21. Tu amèneras ici les pauvres. Ceux qu’on est allé chercher dans la ville même sont les pauvres d’Israël, et ils remplaceront les gens de bonne condition. Ensuite on ira voir au dehors, dans les autres nations, et on les obligera eux aussi à profiter du banquet.
Les pauvres sont appelés pour remplacer les premiers invités. Car le simple jeu des institutions amène jour après jour ceux qui sont arrivés (même dans l’Église) à devenir des inutiles dans le plan de Dieu, ceux qui ne répondent pas.
Oblige-les à entrer, car tant qu’ils ne seront pas là, la place de Dieu également restera inoccupée.
Jésus pense à ceux qui, après s’être enthousiasmés pour lui et s’être consacrés à l’Évan-gile, reviennent en arrière, à une vie plus “normale” et plus sûre, selon la mentalité commune.
26. Luc place ici l’une des sentences de Jésus qui ont causé le plus de scandale : “Si quelqu’un vient à moi sans se détacher de son père...” Le texte original dit: “sans haïr son père...” Le verbe hébreu signifie “haïr” en bien des occasions, mais on l’emploie aussi lors d’un choix pour parler de ce qui n’a pas eu la priorité, et donc qu’on a rejeté ou moins aimé à ce moment. Matthieu a senti que ce mot pouvait être mal interprété par des non-Juifs et il a changé la tournure en Mt 10,37.
L’avertissement doit se comprendre dans le contexte de ce temps où la solidarité familiale était une condition de vie ou de mort et l’autorité du père ou du chef de clan était considérée comme la voix de Dieu.
Son père et ses enfants... Ceci se lit en Mt 10,37. Luc ajoute : sa femme. Jésus demande à certains de s’éloigner des leurs et de leurs problèmes familiaux. A tous il nous dit que nous devons repenser nos liens familiaux, notre emploi du temps et tout ce que nous sacrifions pour vivre “comme tout le monde”.
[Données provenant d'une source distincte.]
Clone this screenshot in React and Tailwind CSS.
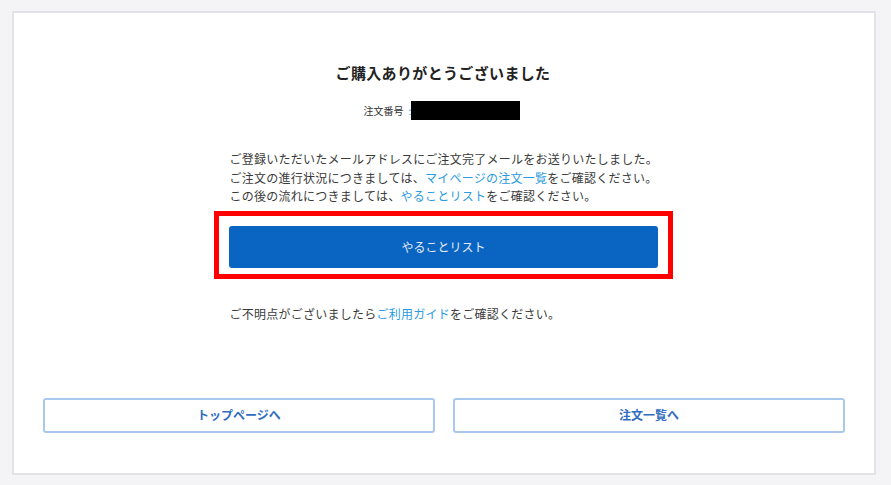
import React from 'react';

const jp = { fontFamily: '"Noto Sans CJK JP", "Noto Sans", sans-serif' };

export default function App() {
    return (
        <div className="w-[891px] h-[485px] bg-[#f4f4f6] pt-[11px] pl-[12px]" style={jp}>
            <div className="w-[864px] h-[464px] bg-white border-2 border-[#e2e3e8] flex flex-col items-center pt-[49px]">
                {/* title */}
                <h1 className="text-[15px] leading-[22px] font-bold text-[#222] tracking-[0.35px] ml-[-2px]">ご購入ありがとうございました</h1>

                {/* order number */}
                <div className="mt-[16px] h-[20px] flex items-center text-[10px] text-[#333] ml-[-4px]">
                    <span>注文番号</span>
                    <span className="ml-[5px] text-[#2a9be0]">:</span>
                    <span className="w-[109px] h-[19px] bg-black ml-[0px]"></span>
                </div>

                {/* message */}
                <div className="mt-[30px] w-[431px] ml-[2px] text-[12px] leading-[18.5px] text-[#3a3a3a] tracking-[0.25px]">
                    <p>ご登録いただいたメールアドレスにご注文完了メールをお送りいたしました。</p>
                    <p>ご注文の進行状況につきましては、<span className="text-[#2a9be0]">マイページの注文一覧</span>をご確認ください。</p>
                    <p>この後の流れにつきましては、<span className="text-[#2a9be0]">やることリスト</span>をご確認ください。</p>
                </div>

                {/* highlighted todo button */}
                <div className="mt-[5px] w-[459px] h-[68px] border-[5px] border-[#ff0000] px-[10px] pt-[10px] ml-[-1px]">
                    <button className="w-[429px] h-[42px] bg-[#0a64c2] rounded-[3px] text-[12px] text-[#e3ebf7]">
                        やることリスト
                    </button>
                </div>

                <p className="mt-[26px] w-[431px] ml-[2px] text-[12px] leading-[18px] text-[#3a3a3a] tracking-[0.25px]">
                    ご不明点がございましたら<span className="text-[#2a9be0]">ご利用ガイド</span>をご確認ください。
                </p>

                {/* bottom links */}
                <div className="mt-[75px] w-full px-[29px] flex gap-[18px]">
                    <button className="flex-1 h-[35px] border-2 border-[#a9c8ee] rounded-[3px] text-[12px] font-bold text-[#2f6cc0]">
                        トップページへ
                    </button>
                    <button className="flex-1 h-[35px] border-2 border-[#a9c8ee] rounded-[3px] text-[12px] font-bold text-[#2f6cc0]">
                        注文一覧へ
                    </button>
                </div>
            </div>
        </div>
    );
}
31. Pourquoi cette comparaison avec un roi qui part en guerre ? Parce que celui qui se libère pour le service de l’Évangile est en réalité un roi, et que Dieu traitera royalement (Mc 10,30). Mais il faudra qu’il lutte contre le “prince de ce monde”, le démon, qui le bloquera par mille épreuves et ruses inattendues. S’il ne s’est pas complètement engagé, le disciple échouera et sa situation sera pire que s’il n’avait rien commencé.